Everything in nature, in life, has a natural course of time in which to evolve, for example, the opening up of a rose-bud or the growing up of a child. Similarly, our meditation practice develops gradually. We are undergoing a process of spiritual awakening. Progress is not perceptible on a day-to-day basis, just as we cannot zero in on exactly when a tadpole becomes a frog or a caterpillar becomes a butterfly. But we know that each day counts.
If results in meditation came easily, our spiritual experience would not have any depth to it. If our patience and perseverance were not tested, the results would feel empty. We would not be humbled by the fact that despite our worldly achievements, we struggle with the simple task of remembering the Lord. It is the struggle that offers us an opportunity to contribute something to him who has everything. Without struggle, we would not learn to surrender when our efforts fail. We would not learn to accept that his grace blesses efforts. We would not taste the serenity of faith. In short, through the inward journey we receive the gift of getting to know him.
Faith is to believe what you do not yet see;
The reward for this faith is to see what you believe.
Saint Augustine, as quoted in The Westminster Collection of Christian Quotations
As long as the effort is sincere, the benefits of meditation will be felt despite no visible signs. The progress is measured by the extent of concentration not the sights or sounds experienced within.
While the practitioner meditates to reach the eye centre, the inward journey actually starts at the eye centre. We are making our way to the starting point. The Master, in his Radiant Form, is waiting at the eye centre to accompany us further. It is the eye centre which Christ referred to as the door that we have to knock on and “it shall be opened unto you.” Once the door is opened by the Master, we begin the real inner journey back to the Father, back to our true home, accompanied by the Master.

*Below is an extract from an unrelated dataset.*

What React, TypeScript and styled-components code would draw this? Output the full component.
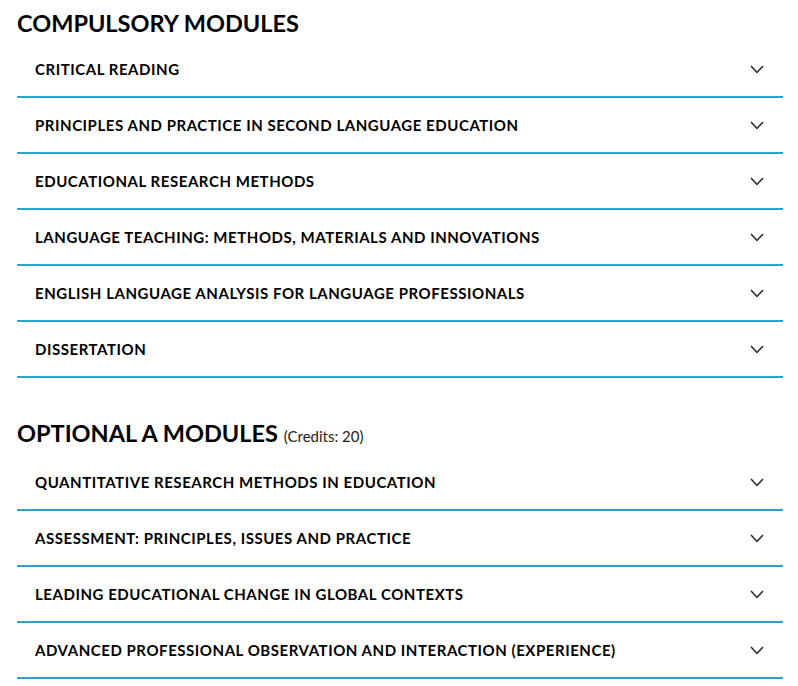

When you go above the eyes, then the Guru will meet you in his Radiant Form, and when you reach Trikuti, the Guru will accompany you in his Sound form, even up to Sach Khand. Fly upwards upon the wings of faith and love so that you may talk to him every day and be with him always. This will come gradually, so you need not despair. Perform your devotion regularly, and one day all these powers shall be yours and you shall reach your true home.